The IBM Cost of a Data Breach 2024 report puts the average total cost of a breach at $4.88 million globally. For small and mid-size organizations, direct costs in the $150,000 to $400,000 range are common when you account for forensics, notification, legal, and remediation. Most nonprofits cannot absorb that without consequences to programs and staff.

This guide covers what your organization needs to have in place, how to get an independent assessment of where you stand, and which tools fit nonprofit budgets.

What cybersecurity measures should nonprofits have?

The minimum viable cybersecurity posture for a nonprofit organization covers six areas.

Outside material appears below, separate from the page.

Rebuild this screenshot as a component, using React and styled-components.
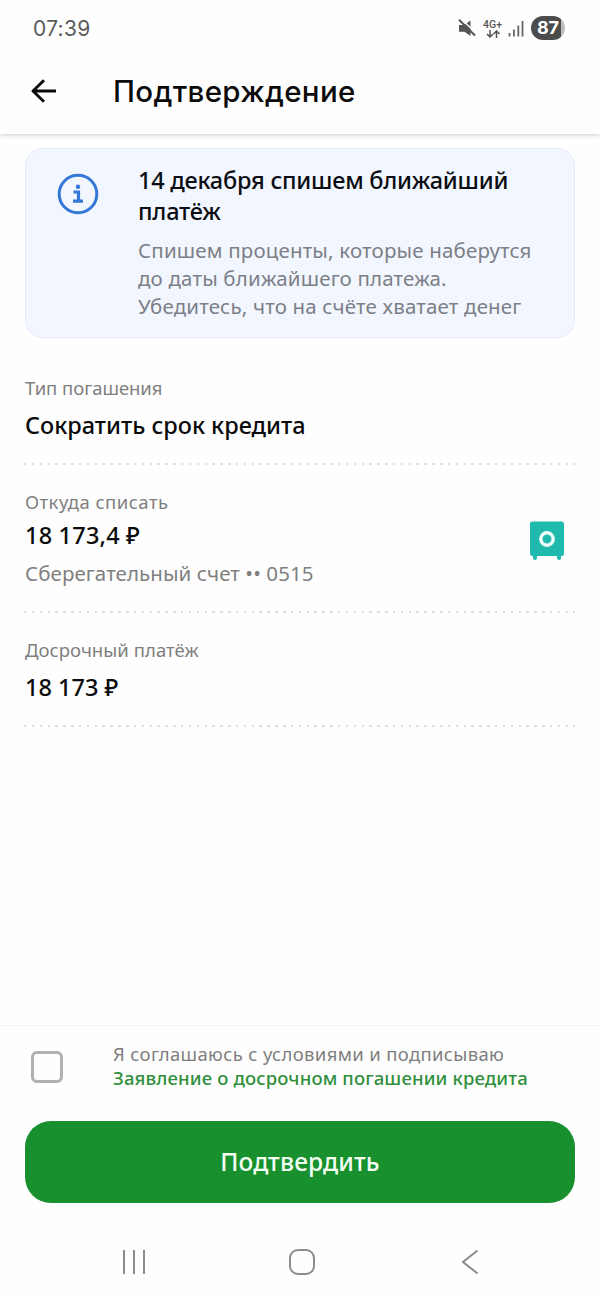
import React from 'react';
import styled, { createGlobalStyle } from 'styled-components';

const GlobalStyle = createGlobalStyle`
  * {
    box-sizing: border-box;
  }
  body {
    margin: 0;
    background: #fefefe;
    font-family: "Noto Sans", "Open Sans", sans-serif;
  }
`;

const App = () => {
  return (
    <>
      <GlobalStyle />
      <Screen>
        <StatusBar>
          <Time>07:39</Time>
          <StatusIcons>
            <svg width="18" height="18" viewBox="0 0 18 18">
              <path d="M1 6h5L12.500 1.500v15.500L6.500 12.800H1z" fill="#555" />
              <path d="M2.800 -0.500L19 15" stroke="#fefefe" strokeWidth="1.400" />
              <path d="M1 0.800L17 16.500" stroke="#555" strokeWidth="2" />
            </svg>
            <Network>
              <span>4G+</span>
              <svg width="14" height="8" viewBox="0 0 14 8">
                <path
                  d="M4 0v7M1 4l3 3 3-3M10.500 8V1M7.500 4l3-3 3 3"
                  fill="none"
                  stroke="#555"
                  strokeWidth="1.5"
                />
              </svg>
            </Network>
            <svg width="16" height="17" viewBox="0 0 16 17">
              <path
                d="M1.500 16.500v-3.500M5.900 16.500v-7M10.300 16.500v-11M14.500 16.500V1"
                stroke="#666"
                strokeWidth="1.8"
              />
            </svg>
            <Battery>87</Battery>
          </StatusIcons>
        </StatusBar>

        <Header>
          <Back aria-label="Назад">
            <svg width="26" height="26" viewBox="0 0 26 26">
              <path
                d="M13 2.200L2 13l11 10.800M2 13h23"
                fill="none"
                stroke="#0b0b0b"
                strokeWidth="2.900"
                strokeLinejoin="round"
              />
            </svg>
          </Back>
          <Title>Подтверждение</Title>
        </Header>

        <Content>
          <Notice>
            <svg width="42" height="42" viewBox="0 0 42 42">
              <circle cx="21" cy="21" r="18.800" fill="none" stroke="#3577d6" strokeWidth="3" />
              <circle cx="21" cy="13.800" r="2.200" fill="#3577d6" />
              <path d="M16.500 19h5v9M16 28.200h10" fill="none" stroke="#3577d6" strokeWidth="3.200" />
            </svg>
            <div>
              <NoticeTitle>
                14 декабря спишем ближайший
                <br />
                платёж
              </NoticeTitle>
              <NoticeText>
                Спишем проценты, которые наберутся
                <br />
                до даты ближайшего платежа.
                <br />
                Убедитесь, что на счёте хватает денег
              </NoticeText>
            </div>
          </Notice>

          <Row $top={38} $bottom={24}>
            <div>
              <Label $spacing={-0.05}>Тип погашения</Label>
              <Value $gap={9}>Сократить срок кредита</Value>
            </div>
          </Row>
          <Row $top={25} $bottom={26}>
            <div>
              <Label $spacing={0.46}>Откуда списать</Label>
              <Value $gap={5} $spacing={0.2}>
                18 173,4 ₽
              </Value>
              <Account>Сберегательный счет •• 0515</Account>
            </div>
            <SafeIcon width="36" height="40" viewBox="0 0 36 40">
              <path
                d="M3.500 0.500h29a2.500 2.500 0 0 1 2.500 2.500v29.500a2.500 2.500 0 0 1-2.500 2.500h-0.500v2a2 2 0 0 1-4 0v-2H8v2a2 2 0 0 1-4 0v-2h-0.500a2.500 2.500 0 0 1-2.500-2.500V3a2.500 2.500 0 0 1 2.500-2.500z"
                fill="#1fb9ad"
              />
              <circle cx="18" cy="18" r="6.200" fill="none" stroke="#f4fffd" strokeWidth="3.400" />
            </SafeIcon>
          </Row>
          <Row $top={25} $bottom={24}>
            <div>
              <Label $spacing={0.05}>Досрочный платёж</Label>
              <Value $gap={9}>18 173 ₽</Value>
            </div>
          </Row>
        </Content>

        <Footer>
          <Agreement>
            <Checkbox />
            <AgreementText>
              Я соглашаюсь с условиями и подписываю
              <DocLink>Заявление о досрочном погашении кредита</DocLink>
            </AgreementText>
          </Agreement>
          <Submit>Подтвердить</Submit>
        </Footer>

        <NavBar>
          <svg width="26" height="26" viewBox="0 0 26 26">
            <path d="M3 1v24M13 1v24M23 1v24" stroke="#8c8c8c" strokeWidth="2" />
          </svg>
          <svg width="26" height="26" viewBox="0 0 26 26">
            <rect x="1" y="1" width="24" height="24" rx="8" fill="none" stroke="#8c8c8c" strokeWidth="2" />
          </svg>
          <svg width="26" height="26" viewBox="0 0 26 26">
            <path d="M20.500 1.500L6 13l14.500 11.500" fill="none" stroke="#8c8c8c" strokeWidth="2" />
          </svg>
        </NavBar>
      </Screen>
    </>
  );
};

export default App;

const Screen = styled.div`
  height: 1299px;
  display: flex;
  flex-direction: column;
  overflow: hidden;
`;
const StatusBar = styled.div`
  height: 56px;
  padding: 0 35px 0 33px;
  display: flex;
  align-items: center;
  justify-content: space-between;
`;
const Time = styled.span`
  font-family: Inter, sans-serif;
  font-size: 21px;
  letter-spacing: 0.3px;
  color: #5c5c5c;
`;
const StatusIcons = styled.div`
  display: flex;
  align-items: center;
  gap: 7px;
`;
const Network = styled.div`
  display: flex;
  flex-direction: column;
  align-items: center;
  margin: 2px -1px 0 0;
  font-family: Roboto, sans-serif;
  font-size: 10.5px;
  font-weight: 500;
  line-height: 10px;
  color: #555;
`;
const Battery = styled.span`
  width: 34px;
  height: 24px;
  border-radius: 12px;
  background: linear-gradient(to right, #4c4c4c 88%, #bdbdbd 88%);
  color: #fff;
  font-family: Inter, sans-serif;
  font-size: 18px;
  font-weight: 700;
  line-height: 24px;
  text-align: center;
`;
const Header = styled.header`
  height: 78px;
  padding: 0 31px 8px;
  display: flex;
  align-items: center;
  gap: 56px;
  box-shadow: 0 1px 5px rgba(0, 0, 0, 0.2);
  clip-path: inset(0 0 -8px 0);
`;
const Back = styled.button`
  border: 0;
  padding: 0;
  background: none;
  display: flex;
`;
const Title = styled.h1`
  margin: 0;
  font-family: Inter, sans-serif;
  font-size: 29.5px;
  font-weight: 500;
  line-height: 40px;
  letter-spacing: 0.32px;
  color: #0b0b0b;
`;
const Content = styled.main`
  flex: 1;
  padding: 14px 25px 0;
`;
const Notice = styled.section`
  height: 190px;
  padding: 16px 0 0 31px;
  display: flex;
  gap: 39px;
  border: 1px solid #e6ebf8;
  border-radius: 18px;
  background: #f2f6ff;
  white-space: nowrap;

  > svg {
    margin-top: 8px;
    flex: none;
  }
`;
const NoticeTitle = styled.h2`
  margin: 0 0 9px;
  font-size: 23.5px;
  font-weight: 500;
  line-height: 31px;
  letter-spacing: -0.23px;
  color: #0b0d12;
`;
const NoticeText = styled.p`
  margin: 0;
  font-size: 20.5px;
  line-height: 28px;
  letter-spacing: 0.17px;
  color: #7c7f87;
`;
const Row = styled.section`
  margin-left: -1px;
  padding: ${(props) => props.$top}px 10px ${(props) => props.$bottom}px 1px;
  display: flex;
  align-items: center;
  justify-content: space-between;
  background: repeating-linear-gradient(to right, #dedede 0 2.5px, transparent 2.5px 7.85px) 0 100% / 100% 2px
    no-repeat;
`;
const SafeIcon = styled.svg`
  margin-top: 4px;
`;
const Label = styled.div`
  font-size: 18.5px;
  line-height: 24px;
  letter-spacing: ${(props) => props.$spacing}px;
  color: #7f7f7f;
`;
const Value = styled.div`
  margin-top: ${(props) => props.$gap}px;
  font-size: 23.5px;
  font-weight: 500;
  line-height: 32px;
  letter-spacing: ${(props) => props.$spacing || 0}px;
  color: #0b0b0b;
`;
const Account = styled.div`
  margin-top: 8px;
  font-size: 20.5px;
  line-height: 28px;
  letter-spacing: 0.08px;
  color: #7f7f7f;
`;
const Footer = styled.footer`
  height: 178px;
  padding: 16px 25px 0;
  border-top: 1px solid #f3f3f3;
`;
const Agreement = styled.label`
  display: flex;
  gap: 50px;
  padding-left: 6px;
  white-space: nowrap;
`;
const Checkbox = styled.span`
  width: 32px;
  height: 32px;
  margin-top: 9px;
  border: 3px solid #b0b0b0;
  border-radius: 6px;
`;
const AgreementText = styled.span`
  font-size: 18.5px;
  line-height: 24px;
  letter-spacing: 0.34px;
  color: #7f7f7f;
`;
const DocLink = styled.span`
  display: block;
  font-weight: 500;
  letter-spacing: 0.15px;
  color: #2f8f3c;
`;
const Submit = styled.button`
  width: 100%;
  height: 82px;
  margin-top: 31px;
  padding: 0 0 1px;
  border: 0;
  border-radius: 26px;
  background: #18902e;
  color: #f4fff4;
  font-family: inherit;
  font-size: 24.5px;
  font-weight: 500;
  letter-spacing: 0.15px;
`;
const NavBar = styled.nav`
  height: 96px;
  padding: 0 117px 0 121px;
  display: flex;
  justify-content: space-between;

  svg {
    margin-top: 46px;
  }
`;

These are not optional for organizations that handle donor payments, personal data, or healthcare information.

Identity and access management

Every staff member and volunteer should have their own account, with access limited to what their role requires. Multi-factor authentication (MFA) must be enabled on email, financial systems, and any platform that holds donor data. Former employees should be offboarded within 24 hours: credentials revoked, shared accounts rotated, and MFA codes reset.

Endpoint security

Every device used for work, including personal phones and laptops, should have endpoint protection software running, automatic OS updates enabled, and disk encryption active. Devices that do not meet these standards should not have access to organizational systems or data.

Email security and phishing defense

Your email platform should have DMARC, DKIM, and SPF records configured to reduce spoofing of your domain. Staff should receive phishing simulation training at least twice per year. This is the single highest-return investment for nonprofits, given that human error is the leading cause of breaches.

Data protection and backup

Donor records, financial files, and grant documents should be stored in a controlled environment with role-based access, not in a shared drive folder with organization-wide permissions. Backups should be automated, encrypted, stored off-site or in a separate cloud account, and tested for restoration at least quarterly.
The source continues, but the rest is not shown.